Mumbai: The rupee fell past 43 a dollar for the first time in more than 13 months on Thursday, 22 May, taking its losses in 2008 to nearly 9% as record crude prices heightened concerns of a worsening trade deficit.
India imports 70% of its oil and refiners are the biggest buyers of dollars, with their demand tending to peak at month-end.
Support for the rupee has already been weakened by foreigners turning net sellers of stocks in 2008, after record buying last year, and worries over slowing growth have also weighed.
At 10:52am, the partially convertible rupee was at 43.18/19 per dollar, its weakest since 6 April 2007, and 0.8% weaker than the previous close of 42.83/84.
The rupee has fallen more than 6% so far in May and 8.8% this year, to be one of the the weakest currencies in Asia. It rose more than 12% against the greenback in 2007.
“The rupee’s fall is because of oil hitting a new record and markets expecting stock markets to fall sharply, which may affect capital inflows,” said Roy Paul, assistant general manager at Federal Bank in Kochi.
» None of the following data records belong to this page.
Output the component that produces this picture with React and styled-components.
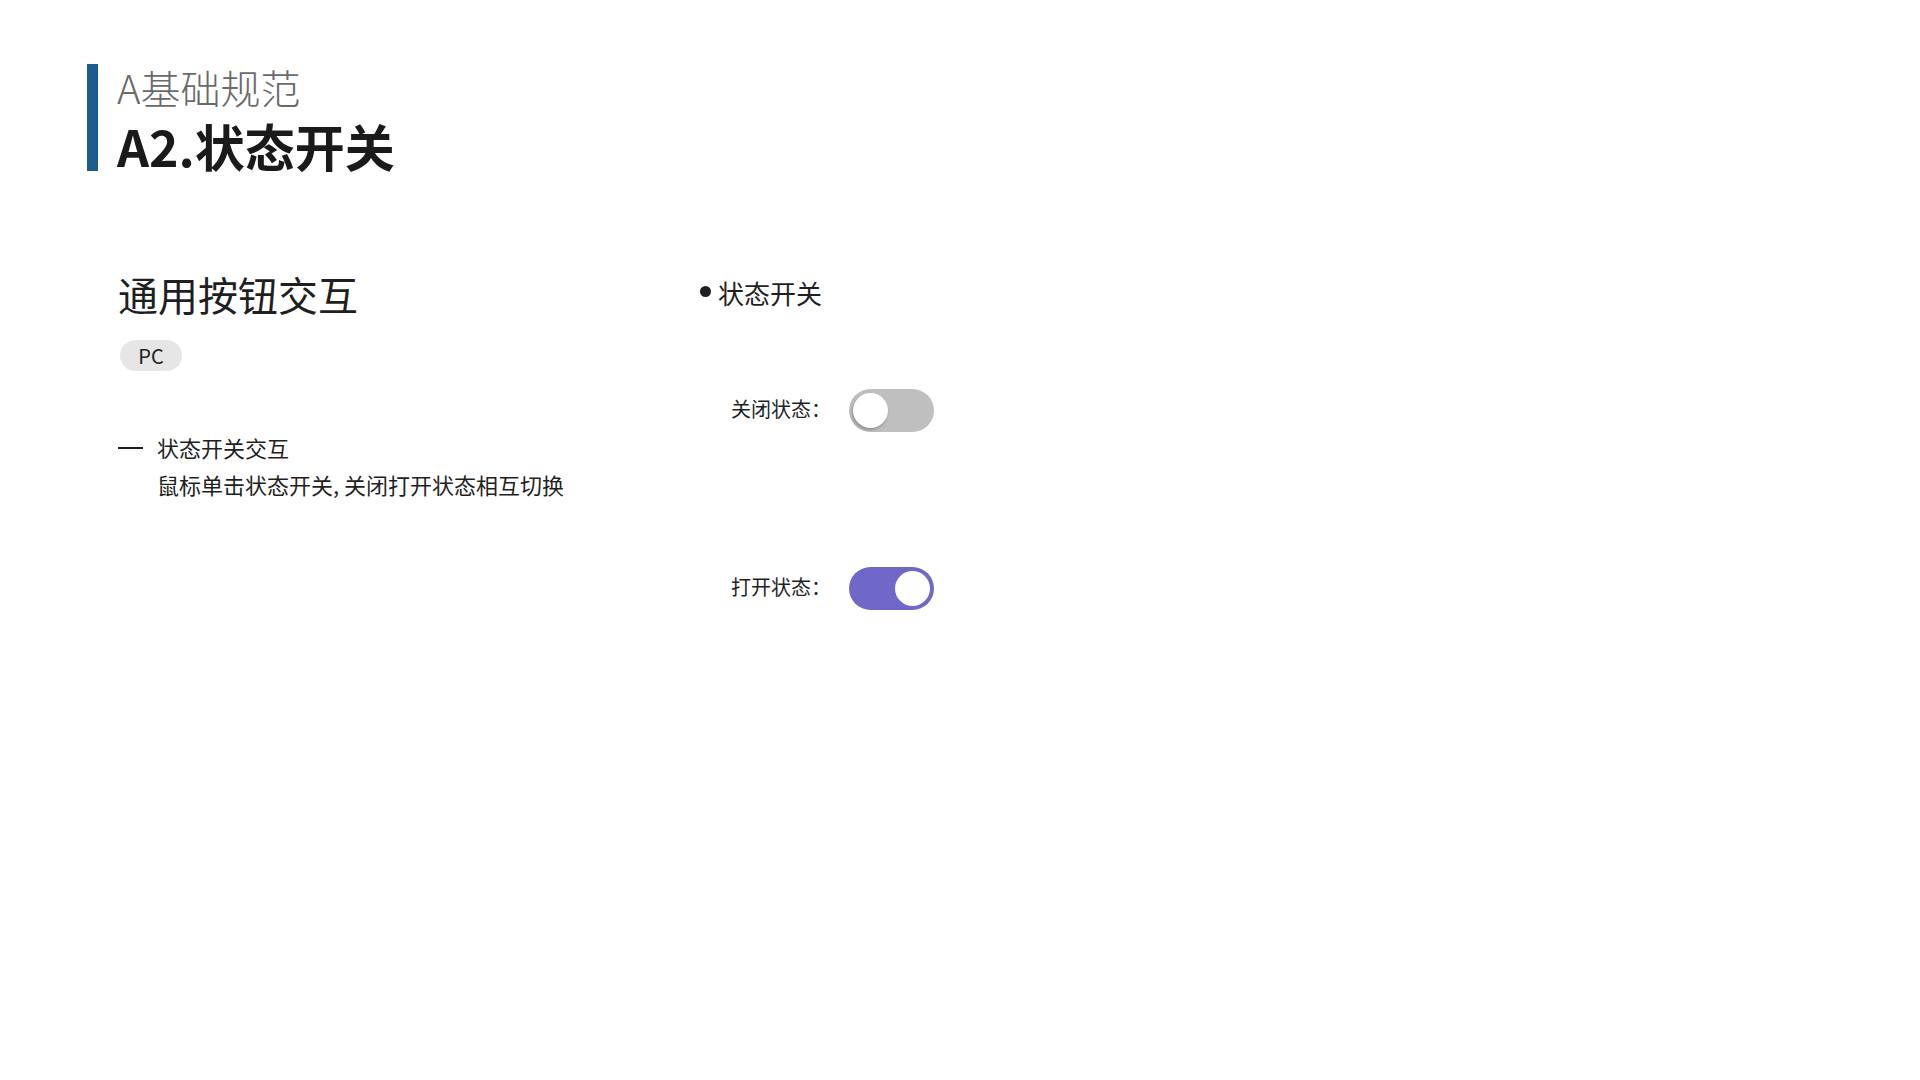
import React, { useState } from 'react';
import styled, { createGlobalStyle } from 'styled-components';

const GlobalStyle = createGlobalStyle`
    html, body {
        margin: 0;
        padding: 0;
        background: #ffffff;
    }
    body {
        font-family: "Noto Sans CJK SC", "Noto Sans", sans-serif;
        color: #1f1f1f;
    }
`;

const Page = styled.div`
    width: 1920px;
    min-height: 1080px;
    box-sizing: border-box;
    padding-top: 59px;
`;

const Header = styled.header`
    display: flex;
    align-items: center;
    gap: 19px;
    padding-left: 87px;
`;

const AccentBar = styled.div`
    width: 11px;
    height: 107px;
    background: #1d5b8f;
`;

const TitleGroup = styled.div`
    display: flex;
    flex-direction: column;
`;

const Category = styled.div`
    font-size: 40px;
    line-height: 56px;
    font-weight: 300;
    color: #6a6a6a;
`;

const PageTitle = styled.h1`
    margin: 0;
    font-size: 50px;
    line-height: 60px;
    font-weight: 700;
    color: #1a1a1a;
`;

const Body = styled.main`
    display: grid;
    grid-template-columns: 582px auto;
    padding-left: 118px;
    margin-top: 91px;
`;

const LeftColumn = styled.section`
    display: flex;
    flex-direction: column;
    align-items: flex-start;
`;

const SectionTitle = styled.h2`
    margin: 0;
    font-size: 40px;
    line-height: 56px;
    font-weight: 400;
    color: #1f1f1f;
`;

const Tag = styled.span`
    margin: 18px 0 0 2px;
    width: 62px;
    height: 31px;
    border-radius: 16px;
    background: #e6e6e6;
    display: flex;
    align-items: center;
    justify-content: center;
    font-size: 20px;
    color: #222;
`;

const Note = styled.div`
    margin-top: 58px;
    font-size: 22px;
    line-height: 37px;
    color: #1f1f1f;
`;

const NoteHead = styled.div`
    display: flex;
    align-items: center;
`;

const Dash = styled.span`
    width: 25px;
    height: 2px;
    margin-right: 14px;
    background: #1f1f1f;
    flex-shrink: 0;
`;

const NoteText = styled.div`
    padding-left: 39px;
`;

const RightColumn = styled.section`
    display: flex;
    flex-direction: column;
    padding-top: 9px;
`;

const Bullet = styled.h3`
    margin: 0;
    display: flex;
    align-items: center;
    gap: 7px;
    font-size: 26px;
    line-height: 36px;
    font-weight: 400;
    color: #1f1f1f;

    &::before {
        content: '';
        width: 11px;
        height: 11px;
        border-radius: 50%;
        background: #1f1f1f;
        margin-top: -4px;
    }
`;

const SwitchRow = styled.div`
    display: flex;
    align-items: center;
    padding-left: 31px;
    margin-top: ${(p) => p.$top}px;
`;

const Label = styled.span`
    width: 118px;
    font-size: 20px;
    padding-bottom: 5px;
    color: #1f1f1f;
`;

const Track = styled.button`
    position: relative;
    width: 85px;
    height: 43px;
    border: none;
    padding: 0;
    border-radius: 22px;
    cursor: pointer;
    background: ${(p) => (p.$on ? '#7068c9' : '#bfbfbf')};
`;

const Knob = styled.span`
    position: absolute;
    top: 4px;
    left: ${(p) => (p.$on ? '46px' : '4px')};
    width: 35px;
    height: 35px;
    border-radius: 50%;
    background: #ffffff;
    box-shadow: ${(p) => (p.$on ? 'none' : '-1px 2px 3px rgba(0, 0, 0, 0.25)')};
`;

const Switch = ({ initial }) => {
    const [on, setOn] = useState(initial);
    return (
        <Track $on={on} onClick={() => setOn(!on)}>
            <Knob $on={on} />
        </Track>
    );
};

const App = () => {
    return (
        <Page>
            <GlobalStyle />
            <Header>
                <AccentBar />
                <TitleGroup>
                    <Category>A基础规范</Category>
                    <PageTitle>A2.状态开关</PageTitle>
                </TitleGroup>
            </Header>
            <Body>
                <LeftColumn>
                    <SectionTitle>通用按钮交互</SectionTitle>
                    <Tag>PC</Tag>
                    <Note>
                        <NoteHead>
                            <Dash />
                            <span>状态开关交互</span>
                        </NoteHead>
                        <NoteText>鼠标单击状态开关, 关闭打开状态相互切换</NoteText>
                    </Note>
                </LeftColumn>
                <RightColumn>
                    <Bullet>状态开关</Bullet>
                    <SwitchRow $top={78}>
                        <Label>关闭状态：</Label>
                        <Switch initial={false} />
                    </SwitchRow>
                    <SwitchRow $top={135}>
                        <Label>打开状态：</Label>
                        <Switch initial={true} />
                    </SwitchRow>
                </RightColumn>
            </Body>
        </Page>
    );
};

export default App;
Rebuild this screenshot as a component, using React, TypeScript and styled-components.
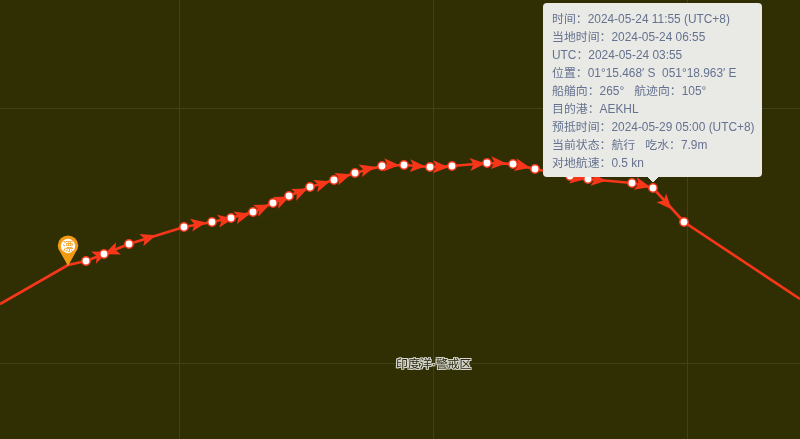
import React from 'react';
import styled, { createGlobalStyle } from 'styled-components';

const GlobalStyle = createGlobalStyle`
  html, body {
    margin: 0;
    padding: 0;
    background: #302f04;
  }
`;

const MapView = styled.div`
  position: relative;
  width: 800px;
  height: 439px;
  overflow: hidden;
  background: #302f04;
  font-family: 'Liberation Sans', 'Noto Sans CJK SC', sans-serif;
`;

const MapCanvas = styled.svg`
  position: absolute;
  inset: 0;
  display: block;
  filter: blur(0.3px);
`;

const SeaLabel = styled.div`
  position: absolute;
  left: 396px;
  top: 357px;
  font-size: 11.9px;
  line-height: 15px;
  color: #2a2a10;
  white-space: nowrap;
  filter: blur(0.3px);
  text-shadow: 1px 0 0 #d8d8d0, -1px 0 0 #d8d8d0, 0 1px 0 #d8d8d0, 0 -1px 0 #d8d8d0,
    1px 1px 0 #d8d8d0, -1px -1px 0 #d8d8d0, 1px -1px 0 #d8d8d0, -1px 1px 0 #d8d8d0;
`;

const Tooltip = styled.div`
  position: absolute;
  left: 543px;
  top: 3px;
  width: 219px;
  height: 174px;
  box-sizing: border-box;
  padding: 7px 0 0 9px;
  background: #e9e9e6;
  border-radius: 4px;
  color: #65728f;
  font-size: 11.9px;
  line-height: 18px;
  white-space: pre;
  filter: blur(0.25px);

  ::after {
    content: '';
    position: absolute;
    left: 105px;
    bottom: -5px;
    border-left: 5px solid transparent;
    border-right: 5px solid transparent;
    border-top: 5px solid #e9e9e6;
  }
`;

const Row = styled.div`
  display: flex;
`;

const Field = styled.span<{ $gap?: number }>`
  margin-left: ${({ $gap }) => $gap ?? 0}px;
`;

const track = [
  [0, 304], [68, 265], [86, 261], [104, 254], [129, 244], [184, 227], [212, 222], [231, 218],
  [253, 212], [273, 203], [289, 196], [310, 187], [334, 180], [355, 173], [382, 166], [404, 165],
  [430, 167], [452, 166], [487, 163], [513, 164], [535, 169], [570, 176], [588, 179], [632, 183],
  [653, 188], [684, 222], [800, 299],
];

// first and last track points have no dot, nor the pin position
const dots = track.slice(2, -1);

const arrows = [
  [100, 255, -22], [112, 251, 158], [148, 238, -18], [198, 224, -10], [225, 220, -10], [242, 216, -15],
  [262, 208, -24], [282, 200, -24], [300, 192, -24], [322, 184, -18], [343, 177, -18], [367, 169, -15],
  [391, 165, 2], [417, 166, 3], [440, 167, 2], [477, 164, -4], [498, 163, 3], [522, 166, 12],
  [577, 178, 8], [598, 180, 5], [642, 185, 13], [666, 203, 48],
];

const rows = [
  ['时间：2024-05-24 11:55 (UTC+8)'],
  ['当地时间：2024-05-24 06:55'],
  ['UTC：2024-05-24 03:55'],
  ['位置：01°15.468′ S  051°18.963′ E'],
  ['船艏向：265°', '航迹向：105°'],
  ['目的港：AEKHL'],
  ['预抵时间：2024-05-29 05:00 (UTC+8)'],
  ['当前状态：航行', '吃水：7.9m'],
  ['对地航速：0.5 kn'],
];

const App: React.FC = () => {
  return (
    <MapView>
      <GlobalStyle />
      <MapCanvas width={800} height={439} viewBox="0 0 800 439">
        <g stroke="#42421a" strokeWidth={1}>
          <line x1={179.5} y1={0} x2={179.5} y2={439} />
          <line x1={433.5} y1={0} x2={433.5} y2={439} />
          <line x1={687.5} y1={0} x2={687.5} y2={439} />
          <line x1={0} y1={108.5} x2={800} y2={108.5} />
          <line x1={0} y1={363.5} x2={800} y2={363.5} />
        </g>
        <polyline
          points={track.map(([x, y]) => `${x},${y}`).join(' ')}
          fill="none"
          stroke="#f8371a"
          strokeWidth={2.6}
        />
        {arrows.map(([x, y, angle]) => (
          <path
            key={`${x}-${y}`}
            d="M8.5 0 L-7 -6.5 L-3.5 0 L-7 6.5 Z"
            fill="#f8371a"
            transform={`translate(${x} ${y}) rotate(${angle})`}
          />
        ))}
        {dots.map(([x, y]) => (
          <circle key={`${x}-${y}`} cx={x} cy={y} r={4.2} fill="#fff" stroke="#f8371a" strokeWidth={1.5} />
        ))}
        <path d="M68 266 L60.5 252.5 A10.2 10.2 0 1 1 75.5 252.5 Z" fill="#f29a12" />
        <circle cx={68} cy={246} r={7.2} fill="#fff" />
        <text x={68} y={250.5} textAnchor="middle" fontSize={11} fill="#f29a12" fontFamily="'Noto Sans CJK SC', sans-serif">
          漂
        </text>
      </MapCanvas>
      <SeaLabel>印度洋·警戒区</SeaLabel>
      <Tooltip>
        {rows.map(([first, second]) => (
          <Row key={first}>
            <Field>{first}</Field>
            {second && <Field $gap={10}>{second}</Field>}
          </Row>
        ))}
      </Tooltip>
    </MapView>
  );
};

export default App;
Oil surged to a record high of above $135 on Thursday and analysts expect the rupee to weaken further to reflect the widening trade gap. Oil imports rose by more than a third in 2007-08 because of high prices, and the trade deficit has also widened by a similar percentage.
Foreign flows in the stock market, a key influence on the rupee, have turned around this year, with net outflows of $2.7 billion this year after record inflows of $17.4 billion in 2007.
The Sensex fell 2% in morning trade. It is down more than 16% this year, after rising 47% last year.